Plumes are cool.  I wear a plume now.

This week the Doctor and friends turn up at the very event that was the real-life origin point of Doctor Who, the series, and in fact all of science fiction: Lord Byron, Percy Bysshe Shelley and Mary Wollstonecraft Shelley’s summer at the retreat at Villa Diodati near Lake Geneva in Switzerland in 1816.  It was the historic “year without a summer,” believed the result of volcanic ash in the atmosphere.  More importantly for the future of science and technology and science fiction, it was the convergence of celebrity that resulted in Mary Shelley’s spark to write her novel Frankenstein, the first science fiction novel and–notable for fans of all things borg–the first borg novel.

Only this is Doctor Who, and so something is different, as one of the famed guests of the villa is missing.  In its 56 years some of Doctor Who’s greatest episodes have featured a re-look at historical places and events, and the fantastic new episode, “The Haunting of Villa Diodati” may top them all.  The events of 1816 are well documented and writer Maxine Alderton (The Worst Witch, Emmerdale) used them to create the perfect blending of Doctor Who and history.  Directed by Emma Sullivan, Alderton’s story is expertly designed to weave together even the obscure historical facts and figures with the fantastical, while foreshadowing the focus of the season’s remaining episodes (find a peek at that below).  Just as the story of the creation of the first science fiction story takes center stage (also one of the early Gothic horror tales), so does the world inside Shelley’s novel peer into the world of the Doctor.
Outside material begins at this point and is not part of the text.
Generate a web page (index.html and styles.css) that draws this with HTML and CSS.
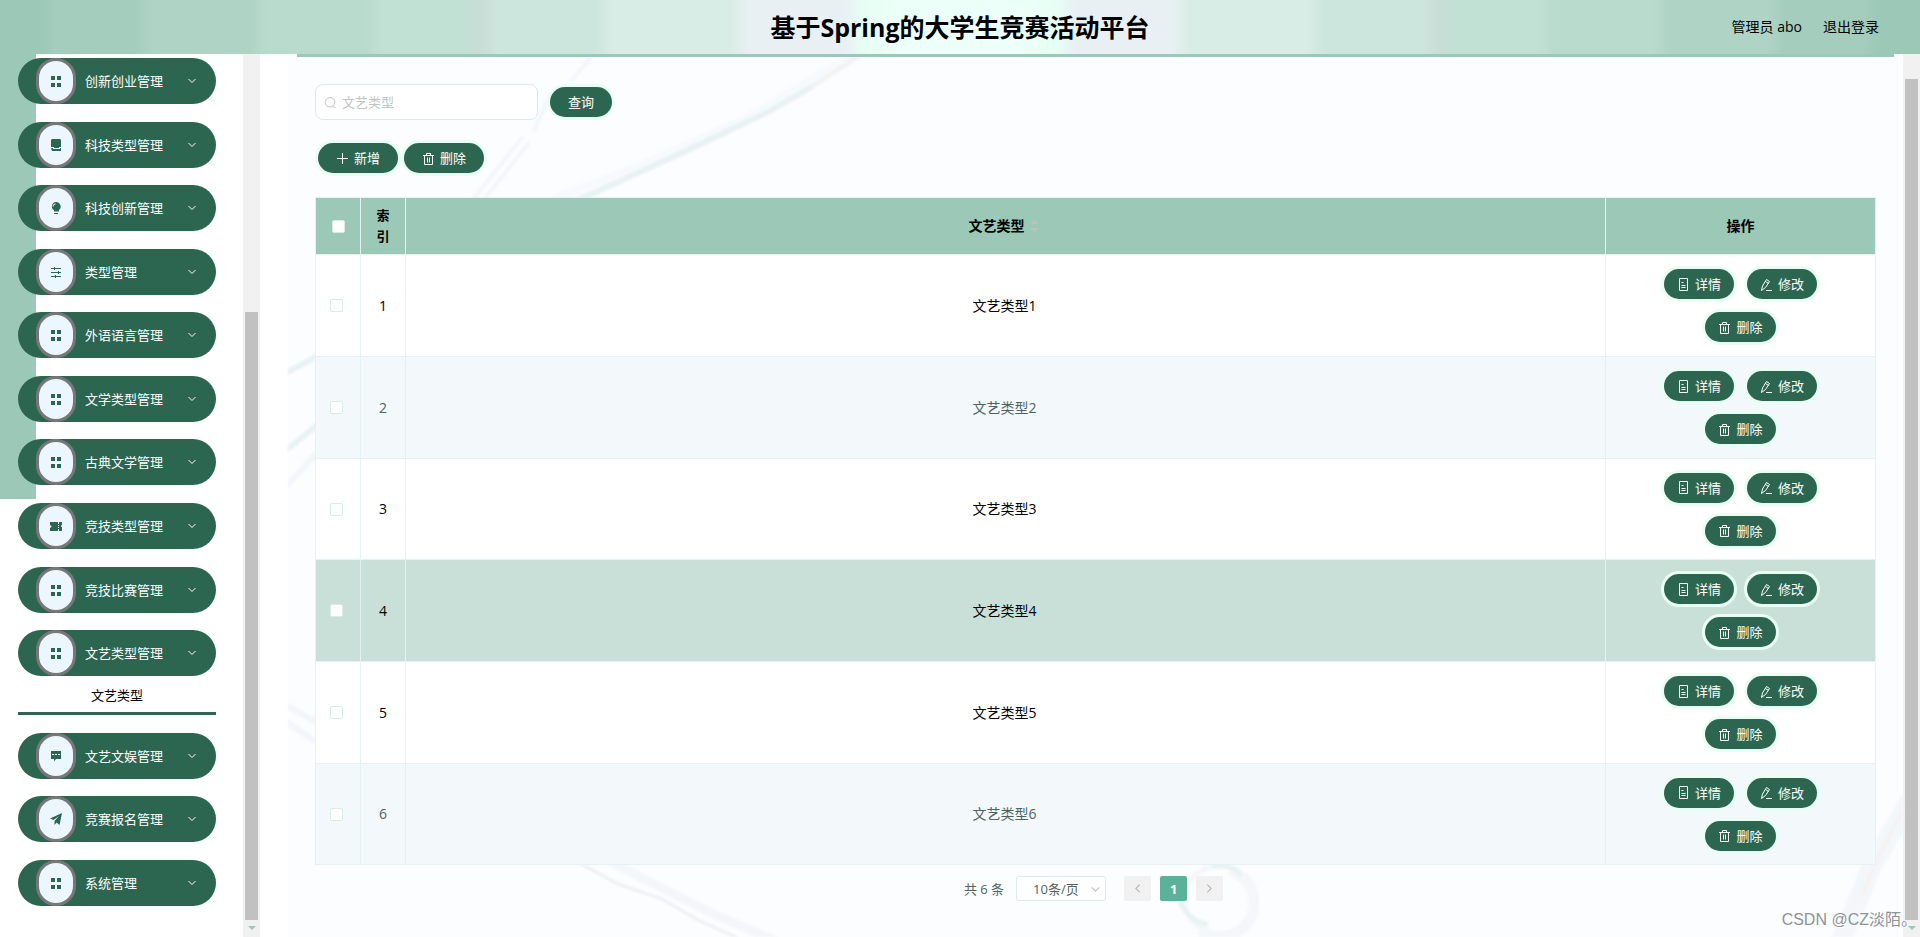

Save the poet, save the universe.

In a word, “The Haunting of Villa Diodati” is perfection, as the seed of all science fiction meets its latest incarnation both from within the universe of Doctor Who and viewing Doctor Who from the outside as a work of science fiction itself–delivering a perfect threat to a single point in time that, if altered, changes everything thereafter and could obliterate the world as the Doctor–and the viewer–knows it.  Plus… a haunted house, ghosts, and a decision that could throw the future into chaos?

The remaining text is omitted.